If you were around in the 1970s you may have heard Kraftwerk's "Autobahn" on the radio (or maybe you were even one of the people who bought the album–I wasn't). Their work was  more conventional in musical structure, but was cool and mechanical by design, using the synthesizer in a somewhat ironic way, presumably as a comment on the alienation produced by technology. They deliberately presented themselves as somewhat robotic. 

 

16 responses to “Krautrock (Euroweirdness)”

  1. Never cared much for TD but I was a Kraftwerk fan until they went off in that sort of dance/disco direction they took in the later 70s.
    Funny, but I can say almost exactly the same thing about the 80s band Orchestral Manoeuvers in the Dark. I loved the stuff from the very early 80s (‘Architecture and Morality’ is brilliant) but then they became a dance band and I lost interest.
    Do you remember the “band” Synergy? It was really just one guy, Larry Fast I think his name was, but he did interesting instrumental synth stuff in the 70s. I remember having the album “Cords,” which was pressed on clear vinyl.

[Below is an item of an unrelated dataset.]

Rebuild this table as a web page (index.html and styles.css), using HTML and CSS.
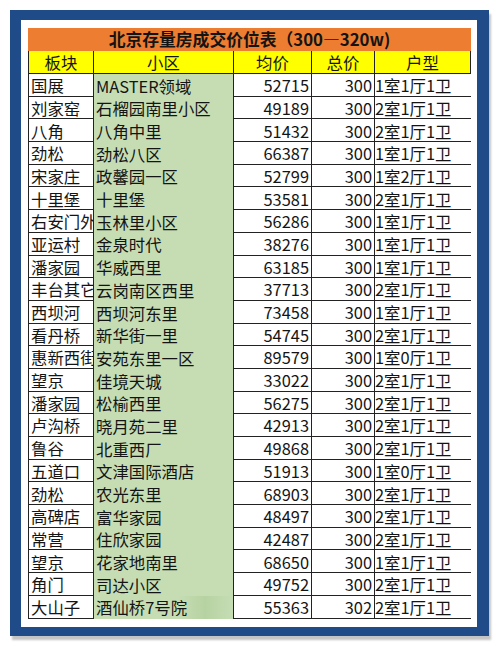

  2. Oh man! I can’t wait to watch these videos, Paul, but must be off to work now.
    I can’t remember ever hearing OMD, Rob. Quite possible I might like them. Never heard of Synergy at all.

  3. I know a little of the german “Schlager” from way too much time going to karaoke night in a Würzburg bierkeller, where the 80s-music end of the schlager spectrum (Matthias Reims, Wolfgang Petry) were often sung. They were cheesy in an 80s way; older Schlager were cheesy in a more sentimental, schmaltzy way. What merit they have relies on the lyrics having some impact: they’re songs of loss and heartbreak and loneliness, typically, and not terribly likeable unless you’re prepared to get at least a little sentimental.
    (I quite like some of the 80s ones, although I don’t know what this says about me – I blogged on two of my favourites here.)
    (Kraftwerk’s “Autobahn” got a lot of exposure in other countries. I heard it a lot as a kid, I think on radio but I’m not sure.)

  4. …ok, I thought I knew something about schlagers, but I’m finally getting bits of the video to play (our internet connection does not like streamed content, for some reason), and my goodness, I had not realised how bad it got. That 40s-50s stuff is unspeakable.

  5. Alas, I can’t get Schlager TV to work. But Das Hokey-Pokey is great.
    On a quick look at YouTube, this is the closest thing I can find to the schlager examples in the documentary:
    http://www.youtube.com/watch?v=SYeGfffEd80
    But that’s really not so bad, not any worse than a lot of American pop of the same period. I suppose they used the worst stuff they could find in the movie, but imagine this with much less musicality, worse clothes, and much more smiling and dancing.

  6. I only had time to listen to one of your examples, godescalc, before I ran out of lunch hour, but it’s not bad at all, for the kind of thing it is–just basic pop music. I guess schlager evolved like everything else.
    Now that I think of it, “Autobahn” must have been fairly popular here, because I heard it on old-fashioned Top 40 radio in a small town in the ’70s.

  7. This is musical terrain I did not know existed.

  8. The TD and Kraftwerk examples here should be enough for you to decide whether it’s of interest to you. TD’s work has a mysterious quality that I like. It has something to do with the sci-fi associations of synths, I think.
    I missed your 12:54 comment earlier, godescalc. Yeah, I guess that’s the kind of thing that’s in the documentary.

  9. Even I know “Autobahn.” I think it was in the top 10 for a while.
    AMDG

  10. I mentioned that I don’t care much for most of the bands (if that’s the right word) in this category. That’s not entirely fair, because I haven’t heard much of any of them. It’s just that what I have heard didn’t attract me–seems to be a lot of hippie excess–aimless jams, boring and dated avant-garde-ness, etc. But who knows, there may be some good stuff there.
    One thing that really strikes me in listening to Kraftwerk is how some of their basic sounds were put to very different uses by people like Ultravox and Rupert Hine.

  11. Grumphy

    Bahn, Bahn, Autobahn – we used to laugh at it when I was a teenager, in England.

  12. That’s because it’s funny.
    According to the documentary, it was the English who stuck these guys with the “Krautrock” term.

  13. Germans don’t call themselves Krauts. It would be like the French coming up with a genre called “frogrock”, you’d know it wasn’t a homegrown nickname.

  14. Right, I meant the English as opposed to the Americans. I don’t know when the term made it over here. I didn’t hear it until many years later, probably in the late ’90s. But then I’d never heard of most of the bands, either.